The way liquidity-based contagion works is that it can be the case that Jane is solvent only if Jack is solvent and Jack is solvent only if Jim is solvent and Jim is solvent only if Jill is solvent, so suddenly Jill’s unimportant-sounding bankruptcy can bring the whole house of cards crashing down. As a concrete example, back when the Tribune Company went bankrupt it came to pass that I wasn’t going to get paid a few hundred dollars that I was owed for a couple of LA Times pieces I’d done. That blew a small hole in my personal finances, but obviously it wasn’t that big a deal in the scheme of things. But if newspaper bankruptcies had blown a much larger hole in my finances I might have been unable to pay my mortgage. But when Bank of America gave me that loan, they inquired into my financial situation not the financial situation of the companies I did work for. These kind of lurking threats of debt cascades are always out there in the system to some extent, but at the same time it’s clearly possible to contain them.

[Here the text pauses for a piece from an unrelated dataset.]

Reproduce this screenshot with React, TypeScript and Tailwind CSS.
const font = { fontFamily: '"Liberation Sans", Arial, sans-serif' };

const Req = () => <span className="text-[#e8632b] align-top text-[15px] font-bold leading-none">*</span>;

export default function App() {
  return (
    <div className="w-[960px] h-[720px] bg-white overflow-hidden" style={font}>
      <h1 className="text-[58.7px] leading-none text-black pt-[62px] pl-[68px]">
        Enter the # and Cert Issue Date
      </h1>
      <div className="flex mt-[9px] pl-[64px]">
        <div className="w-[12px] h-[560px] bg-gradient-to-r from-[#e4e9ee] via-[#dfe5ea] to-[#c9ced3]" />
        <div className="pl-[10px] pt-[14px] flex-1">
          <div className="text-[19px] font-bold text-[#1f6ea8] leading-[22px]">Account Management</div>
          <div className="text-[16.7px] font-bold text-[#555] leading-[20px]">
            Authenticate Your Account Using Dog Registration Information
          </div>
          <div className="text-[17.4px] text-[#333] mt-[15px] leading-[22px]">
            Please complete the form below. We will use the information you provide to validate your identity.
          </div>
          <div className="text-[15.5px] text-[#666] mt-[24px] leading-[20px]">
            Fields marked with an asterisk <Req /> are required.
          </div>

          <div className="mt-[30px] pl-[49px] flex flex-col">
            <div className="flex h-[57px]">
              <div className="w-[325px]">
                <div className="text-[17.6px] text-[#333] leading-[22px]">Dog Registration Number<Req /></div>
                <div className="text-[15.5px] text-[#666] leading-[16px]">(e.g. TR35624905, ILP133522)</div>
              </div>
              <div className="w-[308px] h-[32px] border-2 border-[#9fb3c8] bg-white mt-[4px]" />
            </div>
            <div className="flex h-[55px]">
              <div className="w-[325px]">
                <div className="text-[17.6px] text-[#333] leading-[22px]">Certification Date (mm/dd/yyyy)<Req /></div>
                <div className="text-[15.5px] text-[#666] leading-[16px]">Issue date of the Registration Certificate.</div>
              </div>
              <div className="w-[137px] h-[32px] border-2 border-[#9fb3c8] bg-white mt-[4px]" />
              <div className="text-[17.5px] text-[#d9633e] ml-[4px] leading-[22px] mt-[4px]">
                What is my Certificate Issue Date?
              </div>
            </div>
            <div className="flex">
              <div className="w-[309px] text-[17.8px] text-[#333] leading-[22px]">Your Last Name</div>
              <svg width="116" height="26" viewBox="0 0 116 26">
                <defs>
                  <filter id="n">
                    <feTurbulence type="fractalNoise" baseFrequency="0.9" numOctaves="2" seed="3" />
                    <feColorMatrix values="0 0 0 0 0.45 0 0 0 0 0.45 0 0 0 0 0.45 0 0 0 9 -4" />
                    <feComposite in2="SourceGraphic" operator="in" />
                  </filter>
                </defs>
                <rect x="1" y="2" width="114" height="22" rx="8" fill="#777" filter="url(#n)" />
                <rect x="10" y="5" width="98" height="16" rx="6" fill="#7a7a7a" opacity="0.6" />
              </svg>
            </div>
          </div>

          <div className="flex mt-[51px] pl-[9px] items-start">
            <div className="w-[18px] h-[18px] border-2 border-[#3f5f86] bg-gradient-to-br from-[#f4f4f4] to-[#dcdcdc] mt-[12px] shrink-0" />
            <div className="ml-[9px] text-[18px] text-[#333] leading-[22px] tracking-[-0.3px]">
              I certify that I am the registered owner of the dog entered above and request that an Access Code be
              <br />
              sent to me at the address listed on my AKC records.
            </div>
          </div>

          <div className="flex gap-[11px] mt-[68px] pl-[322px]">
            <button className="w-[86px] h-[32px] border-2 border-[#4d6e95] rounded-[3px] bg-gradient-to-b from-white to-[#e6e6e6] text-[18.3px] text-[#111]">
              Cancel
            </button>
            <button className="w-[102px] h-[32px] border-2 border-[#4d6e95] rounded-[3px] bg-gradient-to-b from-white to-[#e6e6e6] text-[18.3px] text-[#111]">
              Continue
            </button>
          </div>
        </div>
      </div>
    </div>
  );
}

Fear-based contagion is different. The way this works is that Jack owes you money and you feel fine about it, but then something about Jill welching on her debts to Jim changes your mind about the Jack situation so you suddenly demand your money back. This can be a pretty rational process. Like maybe Jill is a freelance journalist and so is Jack, and Jill’s bankruptcy makes you realize that people in that line of work have a more tenuous financial situation than you realize. But sometimes it can get a bit weird. The “tequila crisis” involving Mexican debt led to a contagion effect on Argentina. You can give some financial reasons for that tequila effect, but to understand it properly you need to apply the sociological point that in the minds of Americans the countries labeled “Mexico” and “Argentina” both go in the box labeled “Latin America” so “bad news about Mexico” can also be called “bad news about Latin America” which might mean “bad news about Argentina.” And at times other, even weirder, cultural constructs get made like “the BRICs” so that now somehow events in India are psychologically linked to events in Brazil.

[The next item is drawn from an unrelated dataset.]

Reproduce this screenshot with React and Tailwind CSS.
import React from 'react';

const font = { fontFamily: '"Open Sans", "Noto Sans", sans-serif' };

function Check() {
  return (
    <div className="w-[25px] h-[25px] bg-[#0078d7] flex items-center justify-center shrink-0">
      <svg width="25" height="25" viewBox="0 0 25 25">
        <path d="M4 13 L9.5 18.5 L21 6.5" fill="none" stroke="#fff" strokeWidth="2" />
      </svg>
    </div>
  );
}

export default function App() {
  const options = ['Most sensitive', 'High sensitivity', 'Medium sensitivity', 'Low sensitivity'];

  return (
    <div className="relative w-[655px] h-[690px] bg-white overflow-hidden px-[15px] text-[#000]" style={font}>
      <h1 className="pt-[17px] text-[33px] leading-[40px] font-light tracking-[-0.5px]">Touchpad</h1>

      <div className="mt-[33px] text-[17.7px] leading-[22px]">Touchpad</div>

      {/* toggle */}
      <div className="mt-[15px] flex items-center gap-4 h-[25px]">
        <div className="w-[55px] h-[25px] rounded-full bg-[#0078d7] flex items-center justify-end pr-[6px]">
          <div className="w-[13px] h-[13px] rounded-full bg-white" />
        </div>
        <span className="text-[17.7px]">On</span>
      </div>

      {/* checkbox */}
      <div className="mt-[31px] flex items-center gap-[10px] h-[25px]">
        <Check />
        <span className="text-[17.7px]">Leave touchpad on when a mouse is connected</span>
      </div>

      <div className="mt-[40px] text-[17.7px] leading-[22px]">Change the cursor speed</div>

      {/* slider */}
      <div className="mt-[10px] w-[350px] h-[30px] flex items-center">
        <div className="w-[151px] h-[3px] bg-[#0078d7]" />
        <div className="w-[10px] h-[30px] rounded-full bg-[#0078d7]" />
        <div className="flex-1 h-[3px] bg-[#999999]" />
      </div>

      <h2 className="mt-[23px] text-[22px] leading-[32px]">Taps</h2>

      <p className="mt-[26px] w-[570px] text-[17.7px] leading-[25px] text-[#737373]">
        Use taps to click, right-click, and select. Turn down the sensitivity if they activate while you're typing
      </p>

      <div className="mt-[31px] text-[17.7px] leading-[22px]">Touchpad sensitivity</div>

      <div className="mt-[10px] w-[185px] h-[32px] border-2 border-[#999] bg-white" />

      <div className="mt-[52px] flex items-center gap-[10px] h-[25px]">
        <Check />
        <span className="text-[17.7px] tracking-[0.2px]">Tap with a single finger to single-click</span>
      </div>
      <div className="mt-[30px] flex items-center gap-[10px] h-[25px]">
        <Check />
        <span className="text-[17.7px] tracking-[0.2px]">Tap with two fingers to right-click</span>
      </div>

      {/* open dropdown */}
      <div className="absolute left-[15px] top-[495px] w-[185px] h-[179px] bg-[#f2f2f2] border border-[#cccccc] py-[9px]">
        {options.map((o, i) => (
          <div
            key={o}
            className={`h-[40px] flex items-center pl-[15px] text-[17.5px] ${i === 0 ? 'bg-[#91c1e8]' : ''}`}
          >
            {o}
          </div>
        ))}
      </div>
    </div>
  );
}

What you’re hearing lately from the Powers That Be about the survivability of Greece leaving the eurozone is all about liquidity contagion. They’re saying that balance sheets are arranged such that the direct financial losses are survivable. But what about fear? It’s harder to assess, but anyone who’s sanguine about this is either bluffing optimistically or deluded. Ground zero for fear is going to be Cyprus. Most people probably don’t even know that Cyprus is an independent country at all, and if they do know anything about it what they know is that it’s some kind of ethnic Greek proxy state. So if Greece is gone, so is Cyprus, which is basically part of Greece. And if one island is gone, then what about Malta? So Malta’s down. Now Cyprus and Malta matter even less than Greece. But once the policy rule isn’t “Greece is different” but “Greece and Malta and Cyprus are all different” then who really knows. Does anyone even know anything about Portugal? Again, not really. Except it’s close to Spain! And so now Spain’s melting down. Not because of losses on Greek debt, but because the Greek exit and subsequent collapse of Cyprus have us new information about the limits of the German political class’ level of commitment to the eurozone and now everyone’s alarmed.

The only way to halt the pattern is to provide some very clear and very salient informational point separating the countries that are exiting from the countries that aren’t exiting. And that’s hard to do.